··· DATA SEGMENT

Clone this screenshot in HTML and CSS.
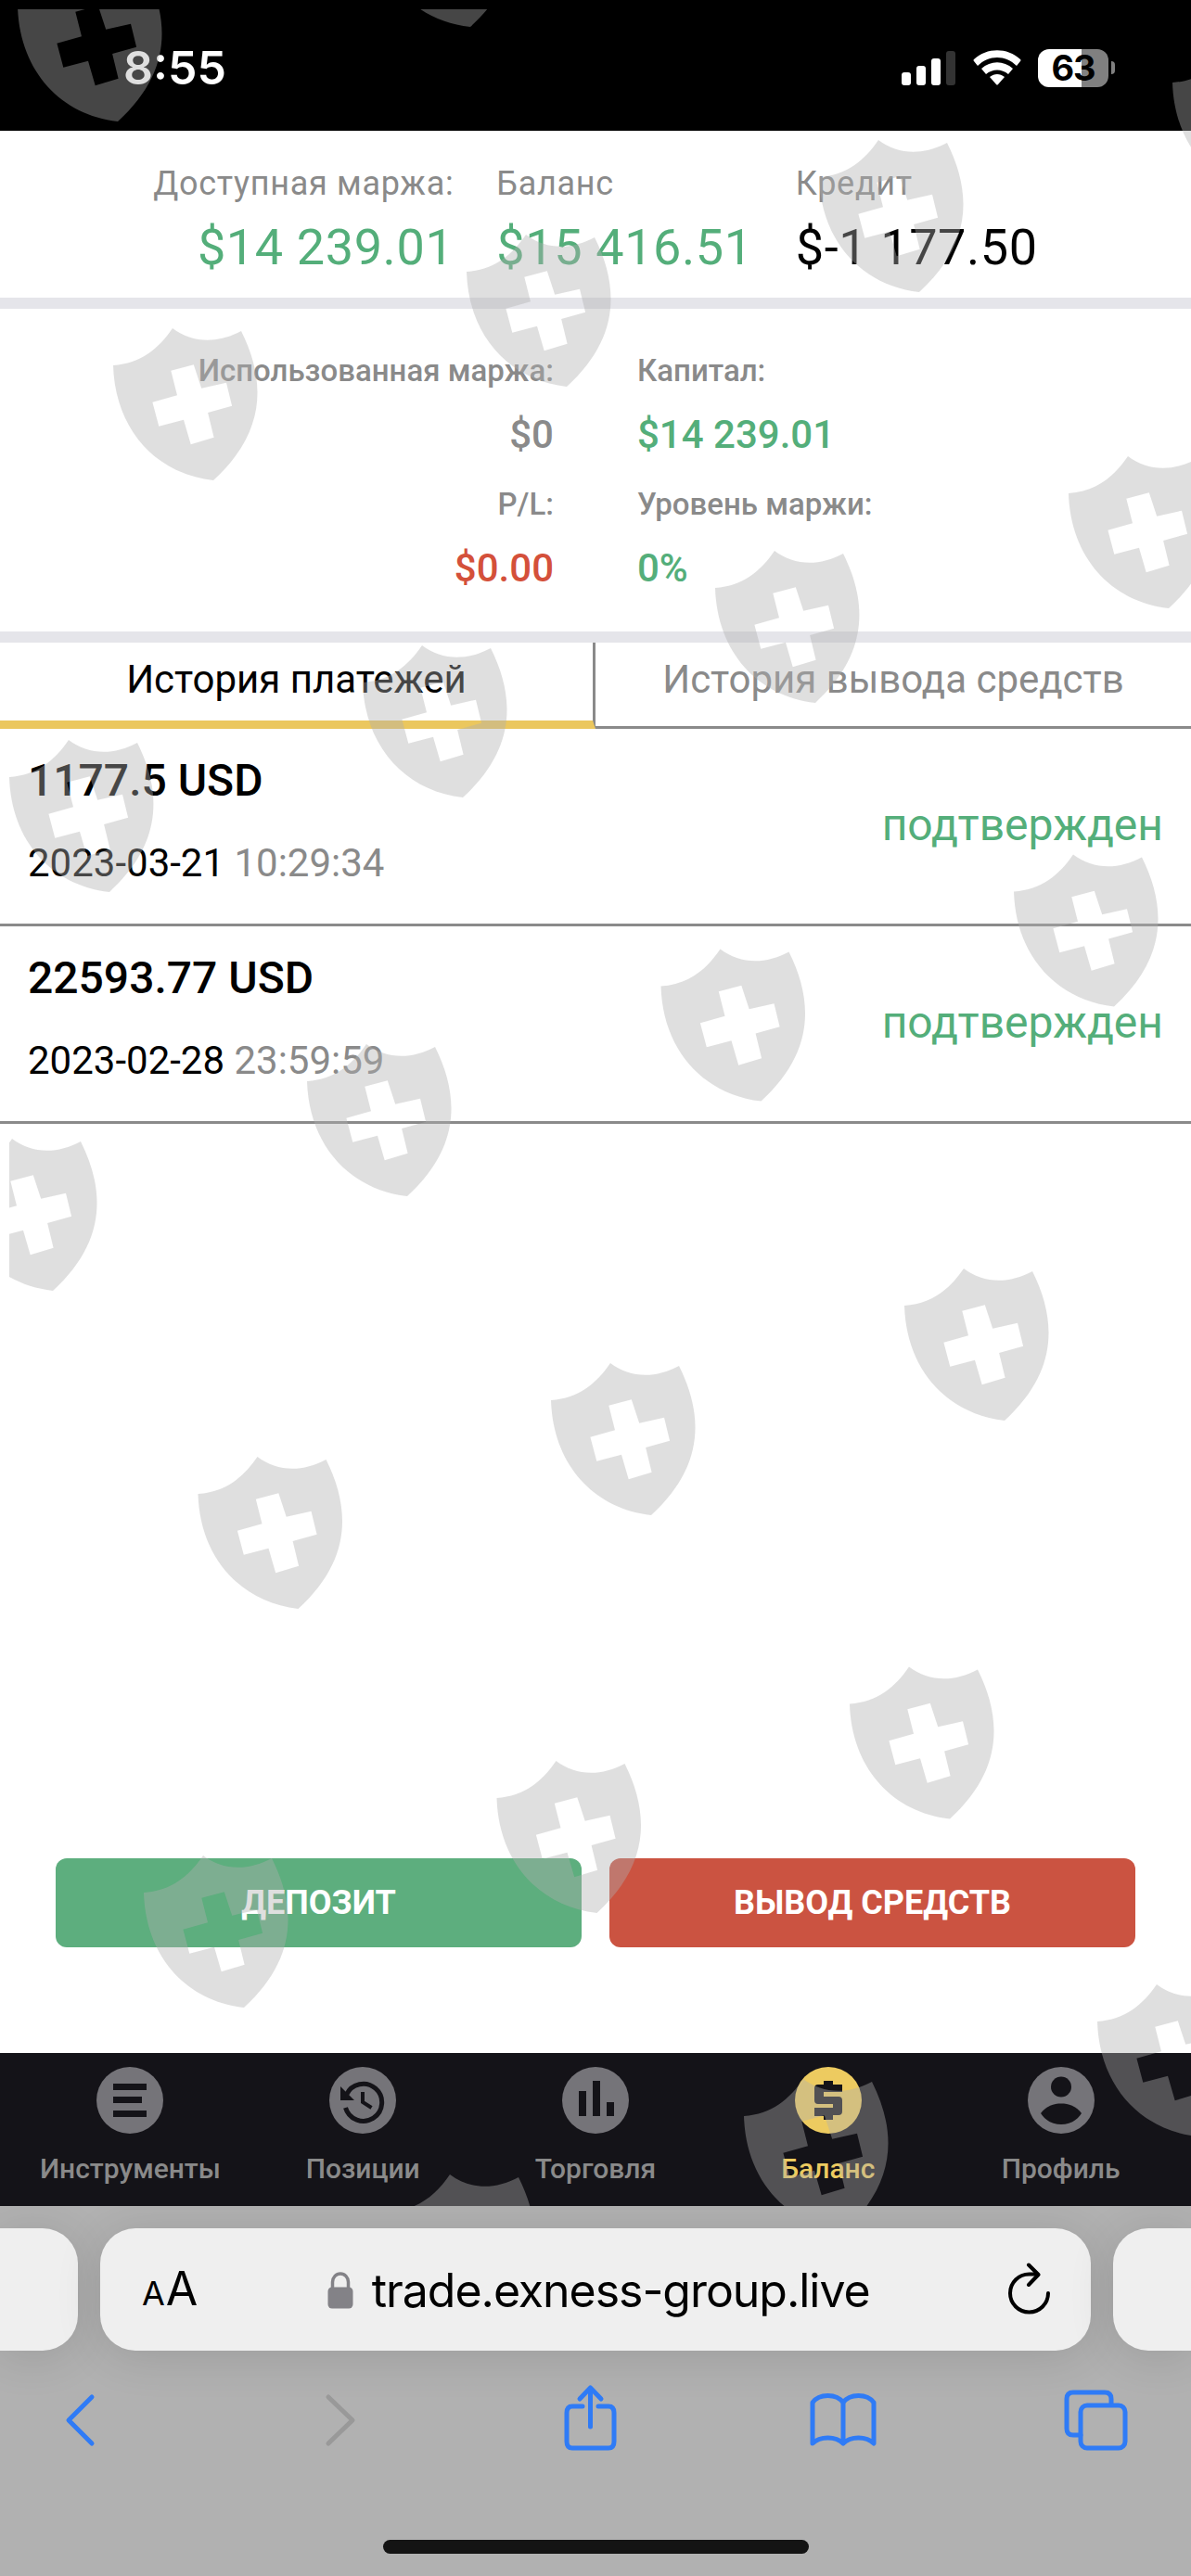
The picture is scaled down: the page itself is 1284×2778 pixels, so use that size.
FILE: index.html
```html
<!DOCTYPE html>
<html lang="ru">
<head>
  <meta charset="UTF-8" />
  <meta name="viewport" content="width=device-width, initial-scale=1.0"/>
  <title>Баланс</title>
  <link rel="stylesheet" href="styles.css">
</head>
<body>
  <div class="status-bar">
    <div class="clock">8:55</div>
    <div class="status-icons">
      <svg class="signal" width="58" height="38" viewBox="0 0 58 38">
        <rect x="0" y="24" width="10" height="14" rx="3" fill="#fff"/>
        <rect x="16" y="17" width="10" height="21" rx="3" fill="#fff"/>
        <rect x="32" y="9" width="10" height="29" rx="3" fill="#fff"/>
        <rect x="48" y="1" width="10" height="37" rx="3" fill="#333"/>
      </svg>
      <svg class="wifi" width="52" height="38" viewBox="0 0 52 38" fill="#fff">
        <path d="M1 12Q0 11 1 10C15 -3 37 -3 51 10Q52 11 51 12L47 17C35 5 17 5 5 17Z"/>
        <path d="M9 20C19 11 33 11 43 20L38 26C31 20 21 20 14 26Z"/>
        <path d="M18 29C23 25 29 25 34 29L27 37Q26 38 25 37Z"/>
      </svg>
      <div class="battery">63</div>
      <div class="battery-cap"></div>
    </div>
  </div>

  <div class="summary">
    <div class="summary-item right">
      <div class="summary-label">Доступная маржа:</div>
      <div class="summary-value green">$14 239.01</div>
    </div>
    <div class="summary-item">
      <div class="summary-label">Баланс</div>
      <div class="summary-value green">$15 416.51</div>
    </div>
    <div class="summary-item">
      <div class="summary-label">Кредит</div>
      <div class="summary-value">$-1 177.50</div>
    </div>
  </div>

  <div class="details">
    <div class="detail right">
      <div class="detail-label">Использованная маржа:</div>
      <div class="detail-value grey">$0</div>
    </div>
    <div class="detail">
      <div class="detail-label">Капитал:</div>
      <div class="detail-value green">$14 239.01</div>
    </div>
    <div class="detail right">
      <div class="detail-label">P/L:</div>
      <div class="detail-value red">$0.00</div>
    </div>
    <div class="detail">
      <div class="detail-label">Уровень маржи:</div>
      <div class="detail-value green">0%</div>
    </div>
  </div>

  <div class="tabs">
    <div class="tab active">История платежей</div>
    <div class="tab">История вывода средств</div>
  </div>

  <div class="history">
    <div class="payment">
      <div>
        <div class="amount">1177.5 USD</div>
        <div class="date">2023-03-21 <span class="grey">10:29:34</span></div>
      </div>
      <div class="payment-status">подтвержден</div>
    </div>
    <div class="payment">
      <div>
        <div class="amount">22593.77 USD</div>
        <div class="date">2023-02-28 <span class="grey">23:59:59</span></div>
      </div>
      <div class="payment-status">подтвержден</div>
    </div>
  </div>

  <div class="actions">
    <button class="btn deposit-btn">ДЕПОЗИТ</button>
    <button class="btn withdraw-btn">ВЫВОД СРЕДСТВ</button>
  </div>

  <div class="bottom-nav">
    <div class="nav-item">
      <svg class="nav-icon" viewBox="0 0 72 72">
        <circle cx="36" cy="36" r="36" fill="currentColor"/>
        <path class="cut" d="M18 18h36v7H18zM18 32h31v7H18zM18 47h36v7H18z"/>
      </svg>
      <span>Инструменты</span>
    </div>
    <div class="nav-item">
      <svg class="nav-icon" viewBox="0 0 72 72">
        <circle cx="36" cy="36" r="36" fill="currentColor"/>
        <path class="cut-line" stroke-width="5" d="M18.500 30A20 20 0 1 1 17.500 44"/>
        <path class="cut" d="M12 21V36H27Z"/>
        <path class="cut-line" stroke-width="4" d="M36 27V38L45.500 44"/>
      </svg>
      <span>Позиции</span>
    </div>
    <div class="nav-item">
      <svg class="nav-icon" viewBox="0 0 72 72">
        <circle cx="36" cy="36" r="36" fill="currentColor"/>
        <path class="cut" d="M18 26h8v27h-8zM33 15h8v38h-8zM48 38h8v15h-8z"/>
      </svg>
      <span>Торговля</span>
    </div>
    <div class="nav-item active">
      <svg class="nav-icon" viewBox="0 0 72 72">
        <circle cx="36" cy="36" r="36" fill="currentColor"/>
        <path class="cut" d="M31 15h10v4h10v8H31v5h16q4 0 4 4v12q0 4-4 4h-6v5H31v-4H21v-9h20v-4H25q-4 0-4-4V23q0-4 4-4h6z"/>
      </svg>
      <span>Баланс</span>
    </div>
    <div class="nav-item">
      <svg class="nav-icon" viewBox="0 0 72 72">
        <circle cx="36" cy="36" r="36" fill="currentColor"/>
        <circle class="cut" cx="36" cy="21.500" r="11"/>
        <path class="cut" d="M14 50C20 42 28 39.500 36 39.500S52 42 58 50C53 58 45 62 36 62S19 58 14 50Z"/>
      </svg>
      <span>Профиль</span>
    </div>
  </div>

  <div class="browser">
    <div class="address-row">
      <div class="side-page left"></div>
      <div class="address">
        <div class="text-size"><small>A</small>A</div>
        <div class="url">
          <svg width="28" height="40" viewBox="0 0 28 40">
            <path d="M5.500 18V11a8.500 9 0 0 1 17 0V18" fill="none" stroke="#838287" stroke-width="3.500"/>
            <rect x="0.500" y="16.500" width="27" height="23" rx="4.500" fill="#838287"/>
          </svg>
          <span>trade.exness-group.live</span>
        </div>
        <svg class="reload" width="46" height="56" viewBox="0 0 46 56" fill="none" stroke="#000" stroke-width="4" stroke-linecap="round" stroke-linejoin="round">
          <path d="M43 33A20.500 20.500 0 1 1 22.500 12.500H31"/>
          <path d="M22 2.500L32.500 13L22 24"/>
        </svg>
      </div>
      <div class="side-page next"></div>
    </div>
    <div class="toolbar">
      <svg viewBox="0 0 80 80"><path d="M53 15L28 40L53 65"/></svg>
      <svg class="disabled" viewBox="0 0 80 80"><path d="M34 15L60 40L34 65"/></svg>
      <svg viewBox="0 0 80 80">
        <path d="M34 25H23Q17 25 17 32V63Q17 70 23 70H62Q68 70 68 63V32Q68 25 62 25H51"/>
        <path d="M42.500 47V6M31 17L42.500 5L54 17"/>
      </svg>
      <svg viewBox="0 0 80 80">
        <path d="M42 65V21C35 11 16 11 9 21V65C17 57 34 57 42 65C50 57 67 57 75 65V21C68 11 49 11 42 21"/>
      </svg>
      <svg viewBox="0 0 80 80">
        <path d="M24 56H16Q9 56 9 49V17Q9 10 16 10H50Q57 10 57 17V23"/>
        <rect x="24" y="24" width="48" height="46" rx="7"/>
      </svg>
    </div>
    <div class="home-indicator"></div>
  </div>

  <!-- shield pattern over the page -->
  <svg class="shields" viewBox="10 10 1274 2369">
    <defs>
      <path id="shield" fill-rule="evenodd" d="M0 40C30 38 49 22 64 0C85 16 112 17 138 3C165 57 165 112 108 164C46 157 2 109 0 40ZM62.300 45.700L69 72.300L42.400 79.700L49.300 105.700L76 98.700L83.700 125.300L108.600 117.700L102.100 91L128.100 83.700L122 58.700L95.200 64.700L86.800 39.300Z"/>
    </defs>
    <use href="#shield" x="19" y="-33"/>
    <use href="#shield" x="399" y="-135"/>
    <use href="#shield" x="1264" y="49"/>
    <use href="#shield" x="883" y="151"/>
    <use href="#shield" x="503" y="253"/>
    <use href="#shield" x="122" y="354"/>
    <use href="#shield" x="1152" y="492"/>
    <use href="#shield" x="771" y="594"/>
    <use href="#shield" x="391" y="696"/>
    <use href="#shield" x="10" y="798"/>
    <use href="#shield" x="1093" y="921.500"/>
    <use href="#shield" x="712.500" y="1023.500"/>
    <use href="#shield" x="331" y="1126"/>
    <use href="#shield" x="-51" y="1228"/>
    <use href="#shield" x="975" y="1368"/>
    <use href="#shield" x="594" y="1470"/>
    <use href="#shield" x="213.500" y="1571"/>
    <use href="#shield" x="916" y="1797.500"/>
    <use href="#shield" x="535.500" y="1899"/>
    <use href="#shield" x="155" y="2001"/>
    <use href="#shield" x="1183" y="2140"/>
    <use href="#shield" x="802" y="2242"/>
    <use href="#shield" x="421" y="2345"/>
  </svg>
</body>
</html>
```
FILE: styles.css
```css
* {
  box-sizing: border-box;
}

body {
  position: relative;
  margin: 0;
  width: 1284px;
  height: 2778px;
  overflow: hidden;
  display: flex;
  flex-direction: column;
  font-family: Roboto, sans-serif;
  background-color: #fff;
  color: #000;
}

.right {
  text-align: right;
}

.green {
  color: #54ae7a;
}

.red {
  color: #d4503a;
}

.grey {
  color: #8a8a8a;
}

/* phone status bar */
.status-bar {
  height: 141px;
  padding: 45px 82px 0 133px;
  display: flex;
  justify-content: space-between;
  background-color: #000;
  color: #fff;
  font-family: Inter, sans-serif;
}

.clock {
  height: 56px;
  line-height: 56px;
  font-size: 50px;
  font-weight: 600;
}

.status-icons {
  display: flex;
  height: 56px;
  align-items: center;
}

.wifi {
  margin: 0 18px 0 19px;
}

.battery {
  width: 76px;
  height: 41px;
  border-radius: 12px;
  background: linear-gradient(to right, #fff 47px, #808080 47px);
  color: #000;
  font-size: 38px;
  font-weight: 700;
  line-height: 41px;
  text-align: center;
  letter-spacing: -1px;
}

.battery-cap {
  width: 4px;
  height: 14px;
  margin-left: 3px;
  border-radius: 0 6px 6px 0;
  background-color: #808080;
}

/* account totals */
.summary {
  height: 192px;
  padding-top: 30px;
  display: flex;
  justify-content: center;
  gap: 46px;
  border-bottom: 12px solid #e5e5ea;
}

.summary-label {
  font-size: 36px;
  line-height: 54px;
  color: #8a8a8a;
  letter-spacing: 0.7px;
}

.summary-value {
  font-size: 54px;
  line-height: 84px;
  letter-spacing: 0.6px;
}

.details {
  height: 360px;
  padding-top: 43px;
  display: grid;
  grid-template-columns: 597px 1fr;
  grid-auto-rows: 136px;
  gap: 8px 90px;
  border-bottom: 12px solid #e5e5ea;
  font-weight: 500;
}

.detail-label {
  font-size: 33px;
  line-height: 48px;
  color: #8a8a8a;
}

.detail-value {
  font-size: 42px;
  line-height: 90px;
}

.tabs {
  height: 93px;
  display: flex;
}

.tab {
  width: 642px;
  border-bottom: 3px solid #8a8a8a;
  color: #8a8a8a;
  font-size: 42px;
  line-height: 80px;
  text-align: center;
}

.tab.active {
  color: #000;
  border-right: 3px solid #8a8a8a;
  border-bottom: 9px solid #ebc75e;
}

/* payments */
.history {
  flex: 1;
}

.payment {
  height: 213px;
  padding: 0 30px;
  display: flex;
  justify-content: space-between;
  border-bottom: 3px solid #8a8a8a;
}

.amount {
  margin-top: 20px;
  font-size: 48px;
  font-weight: 500;
  line-height: 72px;
}

.date {
  margin-top: 23px;
  font-size: 42px;
  line-height: 60px;
}

.payment-status {
  font-size: 48px;
  line-height: 208px;
  color: #54ae7a;
}

.actions {
  height: 210px;
  padding: 0 60px;
  display: flex;
  gap: 30px;
}

.btn {
  flex: 1;
  height: 96px;
  border: none;
  border-radius: 12px;
  color: #fff;
  font-family: inherit;
  font-size: 36px;
  font-weight: 700;
}

.deposit-btn {
  background-color: #5dae7e;
}

.withdraw-btn {
  background-color: #cb5341;
}

/* app navigation */
.bottom-nav {
  height: 165px;
  padding: 15px 15px 0;
  display: grid;
  grid-template-columns: repeat(5, 1fr);
  background-color: #141318;
}

.nav-item {
  display: flex;
  flex-direction: column;
  align-items: center;
  gap: 18px;
  color: #8a8a8a;
  font-size: 30px;
  font-weight: 500;
  line-height: 40px;
}

.nav-icon {
  width: 72px;
  height: 72px;
  color: #757479;
}

.nav-item.active,
.nav-item.active .nav-icon {
  color: #edcb60;
}

.cut {
  fill: #141318;
}

.cut-line {
  fill: none;
  stroke: #141318;
}

/* browser chrome */
.browser {
  height: 399px;
  padding-top: 24px;
  overflow: hidden;
  background-color: #b1b1b1;
  font-family: Inter, sans-serif;
}

.address-row {
  display: flex;
  gap: 24px;
}

.side-page,
.address {
  height: 132px;
  background-color: #efefef;
  box-shadow: 0 6px 50px rgba(0, 0, 0, 0.12);
}

.side-page {
  width: 84px;
}

.side-page.left {
  border-radius: 0 38px 38px 0;
}

.side-page.next {
  border-radius: 38px 0 0 38px;
}

.address {
  flex: 1;
  padding: 0 43px 0 45px;
  display: flex;
  align-items: center;
  justify-content: space-between;
  border-radius: 38px;
}

.text-size {
  margin-top: 3px;
  font-size: 50px;
  line-height: 60px;
  letter-spacing: -2px;
}

.text-size small {
  font-size: 36px;
  margin-right: 3px;
}

.url {
  display: flex;
  align-items: center;
  gap: 20px;
  margin: 2px 8px 0 0;
  font-size: 50px;
  line-height: 60px;
  letter-spacing: -1.05px;
}

.reload {
  margin-top: -2px;
}

.toolbar {
  height: 80px;
  margin-top: 35px;
  padding: 0 63px 0 46px;
  display: flex;
  justify-content: space-between;
}

.toolbar svg {
  width: 80px;
  height: 80px;
  fill: none;
  stroke: #2f7bf6;
  stroke-width: 5;
  stroke-linecap: round;
  stroke-linejoin: round;
}

.toolbar .disabled {
  stroke: #999;
}

.home-indicator {
  width: 459px;
  height: 15px;
  margin: 89px auto 0;
  border-radius: 8px;
  background-color: #141414;
}

.shields {
  position: absolute;
  left: 10px;
  top: 10px;
  width: 1274px;
  height: 2369px;
  fill: rgba(175, 175, 175, 0.4);
  pointer-events: none;
}
```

······

GIVEN PROBLEM:
Tell how many lines in the material contain the word "page". Only the number is wanted.

WRITTEN SOLUTION:
8